» GIVEN TASK: Faithfully return all lines, omitting every embedded picture.

======== DATASET SECTION

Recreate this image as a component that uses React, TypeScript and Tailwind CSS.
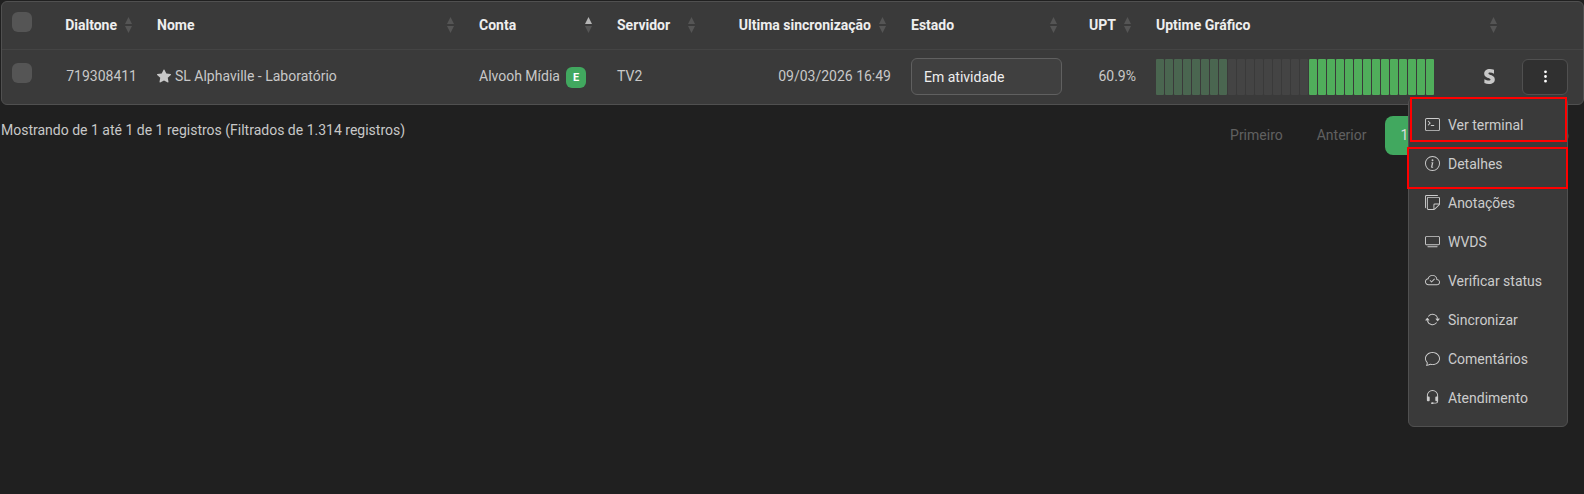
import React from 'react';
import {
    BsArrowRepeat,
    BsChat,
    BsCloudCheck,
    BsHeadset,
    BsInfoCircle,
    BsStarFill,
    BsStickies,
    BsTerminal,
    BsThreeDotsVertical,
    BsTv
} from 'react-icons/bs';
import { FaStripeS } from 'react-icons/fa';
import type { IconType } from 'react-icons';

interface Column {
    label: string;
    width: string;
    align?: 'right';
    sorted?: boolean;
}

// the empty width takes whatever space is left
const columns: Column[] = [
    { label: 'Dialtone', width: 'w-[93px]', align: 'right' },
    { label: 'Nome', width: '' },
    { label: 'Conta', width: 'w-[138px]', sorted: true },
    { label: 'Servidor', width: 'w-[103px]' },
    { label: 'Ultima sincronização', width: 'w-[191px]', align: 'right' },
    { label: 'Estado', width: 'w-[171px]' },
    { label: 'UPT', width: 'w-[74px]', align: 'right' },
    { label: 'Uptime Gráfico', width: 'w-[366px]' }
];

const menuItems: { label: string; icon: IconType }[] = [
    { label: 'Ver terminal', icon: BsTerminal },
    { label: 'Detalhes', icon: BsInfoCircle },
    { label: 'Anotações', icon: BsStickies },
    { label: 'WVDS', icon: BsTv },
    { label: 'Verificar status', icon: BsCloudCheck },
    { label: 'Sincronizar', icon: BsArrowRepeat },
    { label: 'Comentários', icon: BsChat },
    { label: 'Atendimento', icon: BsHeadset }
];

const pages = ['Primeiro', 'Anterior', '1', 'Próximo', 'Último'];

const uptime = [
    ...Array(8).fill('bg-[#4a6650]'),
    ...Array(9).fill('bg-[#444444]'),
    ...Array(14).fill('bg-[#50ae5b]')
];

const SortIcon: React.FC<{ sorted?: boolean }> = ({ sorted }) => (
    <svg width="7" height="16" viewBox="0 0 7 16" className="shrink-0" aria-hidden="true">
        <path d="M3.5 0 7 7H0z" fill={sorted ? '#b5b5b5' : '#555555'} />
        <path d="M0 9h7l-3.5 7z" fill="#555555" />
    </svg>
);

const Checkbox: React.FC<{ label: string }> = ({ label }) => (
    <input
        type="checkbox"
        aria-label={label}
        className="block size-5 appearance-none rounded-md bg-[#555555] checked:bg-[#41a85f]"
    />
);

const UptimeChart: React.FC = () => (
    <div className="flex gap-px" role="img" aria-label="Uptime 60.9%">
        {uptime.map((color, i) => (
            <span key={i} className={`h-9 w-2 rounded-[1px] ${color}`} />
        ))}
    </div>
);

const RowMenu: React.FC = () => (
    <div className="absolute top-full right-0 z-10 mt-0.5 w-40 rounded-md border border-[#505050] bg-[#3a3a3a] py-2">
        {menuItems.map(({ label, icon: Icon }) => (
            <button
                key={label}
                type="button"
                className="flex h-[39px] w-full items-center gap-2 px-4 text-left text-[#cccccc] hover:bg-[#444444]"
            >
                <Icon size={15} className="mb-0.5 shrink-0" />
                {label}
            </button>
        ))}
        <div className="pointer-events-none absolute -top-px right-0 left-px h-[45px] border-2 border-[#ff0000]" />
        <div className="pointer-events-none absolute top-[49px] -right-px -left-0.5 h-[42px] border-2 border-[#ff0000]" />
    </div>
);

const DeviceTable: React.FC = () => (
    <div className="rounded-md border border-[#505050] bg-[#3a3a3a]">
        <table className="w-full table-fixed">
            <thead>
                <tr className="h-[47px] border-b border-[#444444] text-[#eeeeee]">
                    <th className="w-[52px] pb-1.5 pl-2.5">
                        <Checkbox label="Selecionar todos" />
                    </th>
                    {columns.map(col => (
                        <th key={col.label} className={`pr-[15px] pl-2.5 font-bold ${col.width}`}>
                            <div
                                className={`flex items-center whitespace-nowrap ${
                                    col.align === 'right' ? 'justify-end gap-2' : 'justify-between'
                                }`}
                            >
                                {col.label}
                                <SortIcon sorted={col.sorted} />
                            </div>
                        </th>
                    ))}
                    <th className="w-[71px]" aria-label="Ações" />
                </tr>
            </thead>
            <tbody>
                <tr className="h-[55px] text-[#c8c8c8]">
                    <td className="pb-2 pl-2.5">
                        <Checkbox label="Selecionar SL Alphaville" />
                    </td>
                    <td className="px-2.5 pb-0.5 text-right">719308411</td>
                    <td className="px-2.5 pb-0.5">
                        <div className="flex items-center gap-1">
                            <BsStarFill size={14} />
                            SL Alphaville - Laboratório
                        </div>
                    </td>
                    <td className="px-2.5 pb-0.5">
                        <div className="flex items-center gap-1.5 whitespace-nowrap">
                            Alvooh Mídia
                            <span className="mt-1 flex h-[21px] w-5 items-center justify-center rounded-md bg-[#41a85f] text-[11px] font-bold text-white">
                                E
                            </span>
                        </div>
                    </td>
                    <td className="px-2.5 pb-0.5">TV2</td>
                    <td className="px-2.5 pb-0.5 text-right">09/03/2026 16:49</td>
                    <td className="px-2.5">
                        <select
                            aria-label="Estado"
                            className="block h-[37px] w-full appearance-none rounded-md border border-[#606060] bg-[#404040] px-3 text-[#eeeeee]"
                        >
                            <option>Em atividade</option>
                        </select>
                    </td>
                    <td className="px-2.5 pb-0.5 text-right">60.9%</td>
                    <td className="pr-[15px] pl-2.5">
                        <div className="flex items-center justify-between">
                            <UptimeChart />
                            <FaStripeS size={15} />
                        </div>
                    </td>
                    <td className="pr-[15px] pl-2.5">
                        <div className="relative">
                            <button
                                type="button"
                                aria-label="Abrir menu"
                                className="flex h-9 w-full items-center justify-center rounded-md border border-[#505050] bg-[#303030] text-white"
                            >
                                <BsThreeDotsVertical size={15} />
                            </button>
                            <RowMenu />
                        </div>
                    </td>
                </tr>
            </tbody>
        </table>
    </div>
);

const Pagination: React.FC = () => (
    <nav className="flex h-[39px] gap-1" aria-label="Paginação">
        {pages.map(page => (
            <button
                key={page}
                type="button"
                className={`px-[15px] pb-0.5 ${
                    page === '1' ? 'rounded-lg bg-[#41a85f] text-[#dddddd]' : 'text-[#606060]'
                }`}
            >
                {page}
            </button>
        ))}
    </nav>
);

const App: React.FC = () => (
    <main className="min-h-screen bg-[#202020] pt-px pl-px font-['Roboto',sans-serif] text-sm leading-6 text-[#c8c8c8]">
        <DeviceTable />
        <div className="flex items-start justify-between pt-[11px]">
            <p className="pt-0.5">Mostrando de 1 até 1 de 1 registros (Filtrados de 1.314 registros)</p>
            <Pagination />
        </div>
    </main>
);

export default App;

================

» OUTPUT FOR THIS TASK:
Recreate this image as a component that uses React, TypeScript and Tailwind CSS.
import React from 'react';
import {
    BsArrowRepeat,
    BsChat,
    BsCloudCheck,
    BsHeadset,
    BsInfoCircle,
    BsStarFill,
    BsStickies,
    BsTerminal,
    BsThreeDotsVertical,
    BsTv
} from 'react-icons/bs';
import { FaStripeS } from 'react-icons/fa';
import type { IconType } from 'react-icons';

interface Column {
    label: string;
    width: string;
    align?: 'right';
    sorted?: boolean;
}

// the empty width takes whatever space is left
const columns: Column[] = [
    { label: 'Dialtone', width: 'w-[93px]', align: 'right' },
    { label: 'Nome', width: '' },
    { label: 'Conta', width: 'w-[138px]', sorted: true },
    { label: 'Servidor', width: 'w-[103px]' },
    { label: 'Ultima sincronização', width: 'w-[191px]', align: 'right' },
    { label: 'Estado', width: 'w-[171px]' },
    { label: 'UPT', width: 'w-[74px]', align: 'right' },
    { label: 'Uptime Gráfico', width: 'w-[366px]' }
];

const menuItems: { label: string; icon: IconType }[] = [
    { label: 'Ver terminal', icon: BsTerminal },
    { label: 'Detalhes', icon: BsInfoCircle },
    { label: 'Anotações', icon: BsStickies },
    { label: 'WVDS', icon: BsTv },
    { label: 'Verificar status', icon: BsCloudCheck },
    { label: 'Sincronizar', icon: BsArrowRepeat },
    { label: 'Comentários', icon: BsChat },
    { label: 'Atendimento', icon: BsHeadset }
];

const pages = ['Primeiro', 'Anterior', '1', 'Próximo', 'Último'];

const uptime = [
    ...Array(8).fill('bg-[#4a6650]'),
    ...Array(9).fill('bg-[#444444]'),
    ...Array(14).fill('bg-[#50ae5b]')
];

const SortIcon: React.FC<{ sorted?: boolean }> = ({ sorted }) => (
    <svg width="7" height="16" viewBox="0 0 7 16" className="shrink-0" aria-hidden="true">
        <path d="M3.5 0 7 7H0z" fill={sorted ? '#b5b5b5' : '#555555'} />
        <path d="M0 9h7l-3.5 7z" fill="#555555" />
    </svg>
);

const Checkbox: React.FC<{ label: string }> = ({ label }) => (
    <input
        type="checkbox"
        aria-label={label}
        className="block size-5 appearance-none rounded-md bg-[#555555] checked:bg-[#41a85f]"
    />
);

const UptimeChart: React.FC = () => (
    <div className="flex gap-px" role="img" aria-label="Uptime 60.9%">
        {uptime.map((color, i) => (
            <span key={i} className={`h-9 w-2 rounded-[1px] ${color}`} />
        ))}
    </div>
);

const RowMenu: React.FC = () => (
    <div className="absolute top-full right-0 z-10 mt-0.5 w-40 rounded-md border border-[#505050] bg-[#3a3a3a] py-2">
        {menuItems.map(({ label, icon: Icon }) => (
            <button
                key={label}
                type="button"
                className="flex h-[39px] w-full items-center gap-2 px-4 text-left text-[#cccccc] hover:bg-[#444444]"
            >
                <Icon size={15} className="mb-0.5 shrink-0" />
                {label}
            </button>
        ))}
        <div className="pointer-events-none absolute -top-px right-0 left-px h-[45px] border-2 border-[#ff0000]" />
        <div className="pointer-events-none absolute top-[49px] -right-px -left-0.5 h-[42px] border-2 border-[#ff0000]" />
    </div>
);

const DeviceTable: React.FC = () => (
    <div className="rounded-md border border-[#505050] bg-[#3a3a3a]">
        <table className="w-full table-fixed">
            <thead>
                <tr className="h-[47px] border-b border-[#444444] text-[#eeeeee]">
                    <th className="w-[52px] pb-1.5 pl-2.5">
                        <Checkbox label="Selecionar todos" />
                    </th>
                    {columns.map(col => (
                        <th key={col.label} className={`pr-[15px] pl-2.5 font-bold ${col.width}`}>
                            <div
                                className={`flex items-center whitespace-nowrap ${
                                    col.align === 'right' ? 'justify-end gap-2' : 'justify-between'
                                }`}
                            >
                                {col.label}
                                <SortIcon sorted={col.sorted} />
                            </div>
                        </th>
                    ))}
                    <th className="w-[71px]" aria-label="Ações" />
                </tr>
            </thead>
            <tbody>
                <tr className="h-[55px] text-[#c8c8c8]">
                    <td className="pb-2 pl-2.5">
                        <Checkbox label="Selecionar SL Alphaville" />
                    </td>
                    <td className="px-2.5 pb-0.5 text-right">719308411</td>
                    <td className="px-2.5 pb-0.5">
                        <div className="flex items-center gap-1">
                            <BsStarFill size={14} />
                            SL Alphaville - Laboratório
                        </div>
                    </td>
                    <td className="px-2.5 pb-0.5">
                        <div className="flex items-center gap-1.5 whitespace-nowrap">
                            Alvooh Mídia
                            <span className="mt-1 flex h-[21px] w-5 items-center justify-center rounded-md bg-[#41a85f] text-[11px] font-bold text-white">
                                E
                            </span>
                        </div>
                    </td>
                    <td className="px-2.5 pb-0.5">TV2</td>
                    <td className="px-2.5 pb-0.5 text-right">09/03/2026 16:49</td>
                    <td className="px-2.5">
                        <select
                            aria-label="Estado"
                            className="block h-[37px] w-full appearance-none rounded-md border border-[#606060] bg-[#404040] px-3 text-[#eeeeee]"
                        >
                            <option>Em atividade</option>
                        </select>
                    </td>
                    <td className="px-2.5 pb-0.5 text-right">60.9%</td>
                    <td className="pr-[15px] pl-2.5">
                        <div className="flex items-center justify-between">
                            <UptimeChart />
                            <FaStripeS size={15} />
                        </div>
                    </td>
                    <td className="pr-[15px] pl-2.5">
                        <div className="relative">
                            <button
                                type="button"
                                aria-label="Abrir menu"
                                className="flex h-9 w-full items-center justify-center rounded-md border border-[#505050] bg-[#303030] text-white"
                            >
                                <BsThreeDotsVertical size={15} />
                            </button>
                            <RowMenu />
                        </div>
                    </td>
                </tr>
            </tbody>
        </table>
    </div>
);

const Pagination: React.FC = () => (
    <nav className="flex h-[39px] gap-1" aria-label="Paginação">
        {pages.map(page => (
            <button
                key={page}
                type="button"
                className={`px-[15px] pb-0.5 ${
                    page === '1' ? 'rounded-lg bg-[#41a85f] text-[#dddddd]' : 'text-[#606060]'
                }`}
            >
                {page}
            </button>
        ))}
    </nav>
);

const App: React.FC = () => (
    <main className="min-h-screen bg-[#202020] pt-px pl-px font-['Roboto',sans-serif] text-sm leading-6 text-[#c8c8c8]">
        <DeviceTable />
        <div className="flex items-start justify-between pt-[11px]">
            <p className="pt-0.5">Mostrando de 1 até 1 de 1 registros (Filtrados de 1.314 registros)</p>
            <Pagination />
        </div>
    </main>
);

export default App;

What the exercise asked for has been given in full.